Já no modo S o câmbio fica mais responsivo nas reduções de marcha. Com menor acelerada ele já baixa uma. E assim ele segue em S mudando marchas subindo ou reduzindo automaticamente, só que com maior prontidão, o que é recomendável, por exemplo, numa estrada cheia ou sinuosa, até que, uma vez que você comande pelas borboletas, as mudanças passam a ficar só a seu critério. Ele só tomará atitude para mudar marcha acima se a rotação do motor atingir o limite de giros, que é 6.800 rpm. Fora isso, ele fica onde você deixou. Depois, para voltar a delegar as mudanças de marcha ao câmbio, você terá que colocar a alavanca na posição D. Câmbio decidido, bem programado, nada a criticar. A 120 km/h o giro fica em 2.700 rpm em 6ª marcha, relação final de transmissão que se mostra adequada para o conjunto.

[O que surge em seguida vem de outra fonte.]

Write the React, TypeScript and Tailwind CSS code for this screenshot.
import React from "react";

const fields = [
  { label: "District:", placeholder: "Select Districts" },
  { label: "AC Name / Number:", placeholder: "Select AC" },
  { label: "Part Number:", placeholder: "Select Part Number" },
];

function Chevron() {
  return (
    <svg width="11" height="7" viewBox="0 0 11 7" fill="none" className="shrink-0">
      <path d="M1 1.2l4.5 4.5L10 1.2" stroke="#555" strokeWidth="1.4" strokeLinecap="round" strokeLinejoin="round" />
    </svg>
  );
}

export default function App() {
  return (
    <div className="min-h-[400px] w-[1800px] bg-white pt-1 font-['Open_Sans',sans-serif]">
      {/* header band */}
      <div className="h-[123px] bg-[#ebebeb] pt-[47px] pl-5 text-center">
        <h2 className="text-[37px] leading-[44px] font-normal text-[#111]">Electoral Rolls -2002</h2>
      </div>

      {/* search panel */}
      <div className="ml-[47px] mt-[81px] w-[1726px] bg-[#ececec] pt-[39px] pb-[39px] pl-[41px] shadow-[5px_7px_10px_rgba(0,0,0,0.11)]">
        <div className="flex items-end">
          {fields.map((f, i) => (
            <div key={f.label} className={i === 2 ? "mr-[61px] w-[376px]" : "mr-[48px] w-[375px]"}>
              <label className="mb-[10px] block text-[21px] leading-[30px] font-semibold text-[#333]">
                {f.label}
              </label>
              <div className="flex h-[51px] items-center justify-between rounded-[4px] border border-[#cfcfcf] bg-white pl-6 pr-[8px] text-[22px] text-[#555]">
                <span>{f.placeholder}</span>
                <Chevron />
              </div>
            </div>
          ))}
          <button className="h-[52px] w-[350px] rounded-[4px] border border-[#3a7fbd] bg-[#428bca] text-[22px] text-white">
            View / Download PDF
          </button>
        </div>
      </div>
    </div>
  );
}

O motor tem funcionamento muito silencioso e suave. E econômico. Mesmo carregando o fardo de ser flex consegue ser econômico, em parte devido a ter injeção direta. Taxa de compressão de 12:1. Fez 9,5 km/l de álcool na estrada, viajando rápido, e 6,8 km/l na cidade, rodando devagar e calmo, pelo computador de bordo. Nada mau para um carro de 1.414 kg. Pela potência divulgada, 178 cv a 6.500 rpm (álcool), era de se esperar números um pouco mais expressivos de desempenho. O torque é de 22,5 m?kgf a 4.500 rpm (álcool). A Ford divulga 9,7 segundos no 0 a 100 km/h e 208 km/h de máxima. Na prática, a impressão que fica é que ele é mais rápido e veloz que o Honda Civic e o Toyota Corolla, mas menos rápido que o Citroën C3 THP e Peugeot 408 THP, por exemplo. De qualquer modo, todos esses citados já andam muito bem para o uso que se destinam. Dão e sobram. Se aparecer alguém reclamando que um ou outro desses “não anda bem”, o leitor pode crer que esse alguém não os sabe acelerar e muito menos saberá tocar um forte esportivo.

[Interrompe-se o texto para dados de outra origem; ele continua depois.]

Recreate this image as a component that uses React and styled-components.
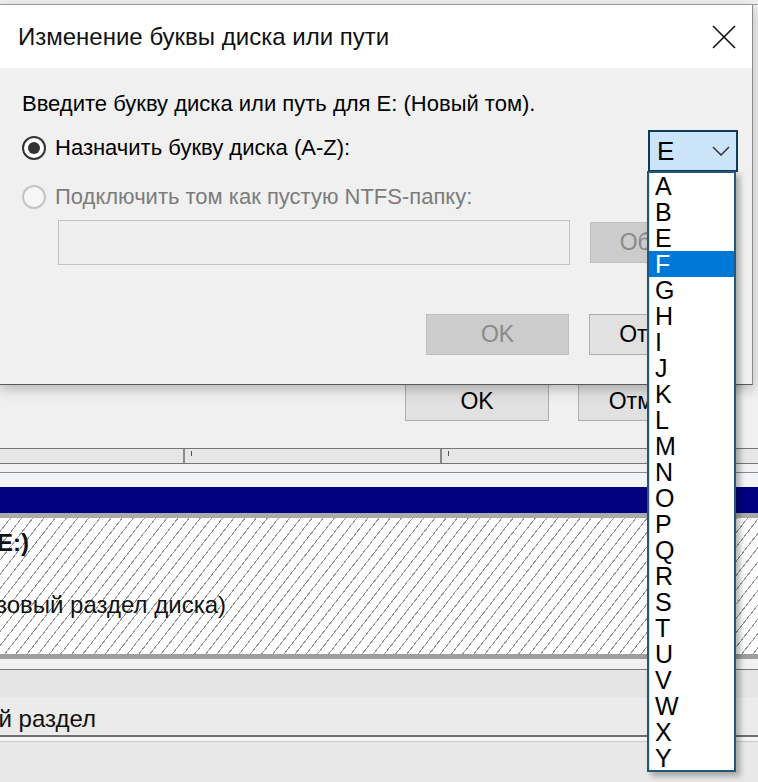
import React from 'react';
import styled, { createGlobalStyle } from 'styled-components';

const GlobalStyle = createGlobalStyle`
  html, body {
    margin: 0;
    padding: 0;
  }
  body {
    font-family: "Liberation Sans", Arial, sans-serif;
    background: #f0f0f0;
  }
`;

// Весь экран
const Screen = styled.div`
  position: relative;
  width: 758px;
  height: 782px;
  overflow: hidden;
  background: #f0f0f0;
`;

// Окно "Управление дисками" на заднем плане
const BackWindow = styled.div`
  display: flex;
  flex-direction: column;
  height: 100%;
`;

const TopEdge = styled.div`
  height: 4px;
  border-bottom: 1px solid #a3a3a3;
`;

const Covered = styled.div`
  height: 380px;
`;

const BackButtons = styled.div`
  height: 39px;
  display: flex;
  gap: 29px;
  padding-left: 405px;
`;

const Button = styled.div`
  box-sizing: border-box;
  width: ${({ $w }) => $w || 143}px;
  height: ${({ $h }) => $h || 41}px;
  display: flex;
  align-items: center;
  justify-content: center;
  flex-shrink: 0;
  font-size: 23px;
  background: ${({ $disabled }) => ($disabled ? '#cccccc' : '#e1e1e1')};
  border: 1px solid ${({ $disabled }) => ($disabled ? '#bfbfbf' : '#adadad')};
  color: ${({ $disabled }) => ($disabled ? '#8a8a8a' : '#000')};
`;

const HeaderRow = styled.div`
  margin-top: 27px;
  box-sizing: border-box;
  height: 16px;
  display: grid;
  grid-template-columns: 183px 257px 1fr;
  border-top: 1px solid #777;
  border-bottom: 1px solid #777;
  background: #e6e6e6;
`;

const HeaderCell = styled.div`
  position: relative;
  border-left: ${({ $first }) => ($first ? 'none' : '2px solid #8a8a8a')};

  &::after {
    content: '';
    display: ${({ $first }) => ($first ? 'none' : 'block')};
    position: absolute;
    left: 6px;
    top: 2px;
    width: 1px;
    height: 5px;
    background: #555;
  }
`;

const Band = styled.div`
  height: ${({ $h }) => $h}px;
  background: ${({ $bg }) => $bg};
  flex-shrink: 0;
`;

const Rule = styled.div`
  height: ${({ $h }) => $h || 1}px;
  background: ${({ $c }) => $c};
  flex-shrink: 0;
`;

const NavyBar = styled.div`
  height: 26px;
  background: #000080;
  flex-shrink: 0;
`;

const HatchPanel = styled.div`
  height: 136px;
  box-sizing: border-box;
  padding-top: 10px;
  flex-shrink: 0;
  background-color: #fff;
  background-image: repeating-linear-gradient(
    128deg,
    #fff 0px,
    #fff 7.8px,
    #959595 7.8px,
    #959595 8.8px
  );
`;

// Текст, обрезанный левым краем экрана
const ClipText = styled.div`
  width: ${({ $end }) => $end}px;
  margin-top: ${({ $mt }) => $mt || 0}px;
  padding-top: ${({ $pt }) => $pt || 0}px;
  display: flex;
  justify-content: flex-end;
  white-space: nowrap;
  font-size: 24px;
  line-height: 30px;
  font-weight: ${({ $bold }) => ($bold ? 700 : 400)};
  color: #111;
`;

const LegendRow = styled.div`
  height: 38px;
  display: flex;
  align-items: center;
  background: #ebebeb;
  flex-shrink: 0;
`;

// Диалог
const Dialog = styled.div`
  position: absolute;
  top: 5px;
  left: 0;
  width: 753px;
  height: 380px;
  box-sizing: border-box;
  background: #f0f0f0;
  border-right: 1px solid #8c8c8c;
  border-bottom: 1px solid #5a5a5a;
  box-shadow: 0 4px 12px rgba(0, 0, 0, 0.25);
  display: flex;
  flex-direction: column;
`;

const TitleBar = styled.div`
  height: 63px;
  flex-shrink: 0;
  background: #fff;
  display: flex;
  align-items: center;
  justify-content: space-between;
  padding: 0 16px 0 18px;
  font-size: 24px;
  color: #111;
`;

const Body = styled.div`
  padding: 0 17px 0 22px;
  display: flex;
  flex-direction: column;
`;

const Prompt = styled.div`
  margin-top: 21px;
  font-size: 22px;
  line-height: 30px;
  color: #000;
`;

const OptionRow = styled.div`
  margin-top: ${({ $mt }) => $mt}px;
  display: flex;
  align-items: flex-start;
  justify-content: space-between;
`;

const Option = styled.div`
  display: flex;
  align-items: center;
  gap: 9px;
  padding-top: ${({ $pt }) => $pt || 0}px;
  font-size: 22px;
  line-height: 30px;
  color: ${({ $disabled }) => ($disabled ? '#7c7c7c' : '#000')};
`;

const Radio = styled.span`
  width: 24px;
  height: 24px;
  box-sizing: border-box;
  border-radius: 50%;
  flex-shrink: 0;
  display: flex;
  align-items: center;
  justify-content: center;
  border: 2px solid ${({ $disabled }) => ($disabled ? '#c4c4c4' : '#333')};
  background: ${({ $disabled }) => ($disabled ? '#f6f6f6' : '#fff')};

  &::after {
    content: '';
    display: ${({ $checked }) => ($checked ? 'block' : 'none')};
    width: 12px;
    height: 12px;
    border-radius: 50%;
    background: #333;
  }
`;

const Combo = styled.div`
  width: 90px;
  height: 42px;
  box-sizing: border-box;
  margin-right: -3px;
  border: 2px solid #0f3b5a;
  background: #cce4f7;
  display: flex;
  align-items: center;
  justify-content: space-between;
  padding: 0 6px 0 7px;
  font-size: 26px;
  color: #000;
`;

const FolderRow = styled.div`
  margin-top: 8px;
  padding-left: 36px;
  display: flex;
  align-items: center;
  gap: 20px;
`;

const PathInput = styled.div`
  width: 512px;
  height: 45px;
  box-sizing: border-box;
  border: 1px solid #c2c2c2;
  background: #efefef;
`;

const Actions = styled.div`
  margin-top: 49px;
  padding-right: 3px;
  display: flex;
  justify-content: flex-end;
  gap: 20px;
`;

// Выпадающий список букв
const LetterList = styled.div`
  position: absolute;
  left: 647px;
  top: 171px;
  width: 89px;
  height: 601px;
  box-sizing: border-box;
  background: #fff;
  border: 2px solid #23587a;
  box-shadow: inset 1px 0 0 #bfeaf6, 4px 4px 6px rgba(0, 0, 0, 0.3);
  display: flex;
  flex-direction: column;
`;

const Letter = styled.div`
  height: 26px;
  line-height: 26px;
  padding-left: 6px;
  font-size: 25px;
  color: ${({ $selected }) => ($selected ? '#fff' : '#000')};
  background: ${({ $selected }) => ($selected ? '#0078d7' : 'transparent')};
`;

const CloseIcon = () => (
  <svg width="24" height="24" viewBox="0 0 24 24">
    <path d="M1 1 L23 23 M23 1 L1 23" stroke="#111" strokeWidth="1.6" fill="none" />
  </svg>
);

const Chevron = () => (
  <svg width="18" height="10" viewBox="0 0 18 10">
    <path d="M1 1 L9 9 L17 1" stroke="#333" strokeWidth="1.5" fill="none" />
  </svg>
);

const letters = ['A', 'B', 'E', 'F', 'G', 'H', 'I', 'J', 'K', 'L', 'M', 'N', 'O', 'P', 'Q', 'R', 'S', 'T', 'U', 'V', 'W', 'X', 'Y'];

const App = () => {
  return (
    <Screen>
      <GlobalStyle />
      <BackWindow>
        <TopEdge />
        <Covered />
        <BackButtons>
          <Button $w={144} $h={39}>OK</Button>
          <Button $w={144} $h={39}>Отмена</Button>
        </BackButtons>
        <HeaderRow>
          <HeaderCell $first />
          <HeaderCell />
          <HeaderCell />
        </HeaderRow>
        <Band $h={8} $bg="#f2f2f2" />
        <Rule $c="#8a8a8a" />
        <Band $h={14} $bg="#f3f3fa" />
        <NavyBar />
        <Rule $h={5} $c="#a9a9a9" />
        <HatchPanel>
          <ClipText $end={29} $bold>Новый том (E:)</ClipText>
          <ClipText $end={226} $mt={32}>Исправен (Базовый раздел диска)</ClipText>
        </HatchPanel>
        <Rule $h={5} $c="#9e9e9e" />
        <Band $h={10} $bg="#f1f1f1" />
        <Rule $c="#777" />
        <Band $h={27} $bg="#e5e5e5" />
        <LegendRow>
          <ClipText $end={96} $pt={6}>Основной раздел</ClipText>
        </LegendRow>
        <Rule $h={2} $c="#6f6f6f" />
        <Band $h={4} $bg="#f5f5f5" />
        <Rule $c="#c8c8c8" />
        <Band $h={40} $bg="#e8e8e8" />
      </BackWindow>

      <Dialog>
        <TitleBar>
          Изменение буквы диска или пути
          <CloseIcon />
        </TitleBar>
        <Body>
          <Prompt>Введите букву диска или путь для E: (Новый том).</Prompt>
          <OptionRow $mt={11}>
            <Option $pt={3}>
              <Radio $checked />
              Назначить букву диска (A-Z):
            </Option>
            <Combo>
              E
              <Chevron />
            </Combo>
          </OptionRow>
          <OptionRow $mt={10}>
            <Option $disabled>
              <Radio $disabled />
              Подключить том как пустую NTFS-папку:
            </Option>
          </OptionRow>
          <FolderRow>
            <PathInput />
            <Button $disabled $w={145}>Обзор...</Button>
          </FolderRow>
          <Actions>
            <Button $disabled>OK</Button>
            <Button>Отмена</Button>
          </Actions>
        </Body>
      </Dialog>

      <LetterList>
        {letters.map((l) => (
          <Letter key={l} $selected={l === 'F'}>{l}</Letter>
        ))}
      </LetterList>
    </Screen>
  );
};

export default App;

Mas, enfim, o mercado tem razões que a própria razão desconhece. Talvez o desenho anterior do Focus o desfavorecesse. As linhas gerais do novo já mostrou que agradou bastante, pois elas no Ka, Fiesta e Fusion caíram bem no gosto do consumidor. Parece que agora o Focus tem tudo para ter o sucesso que merece.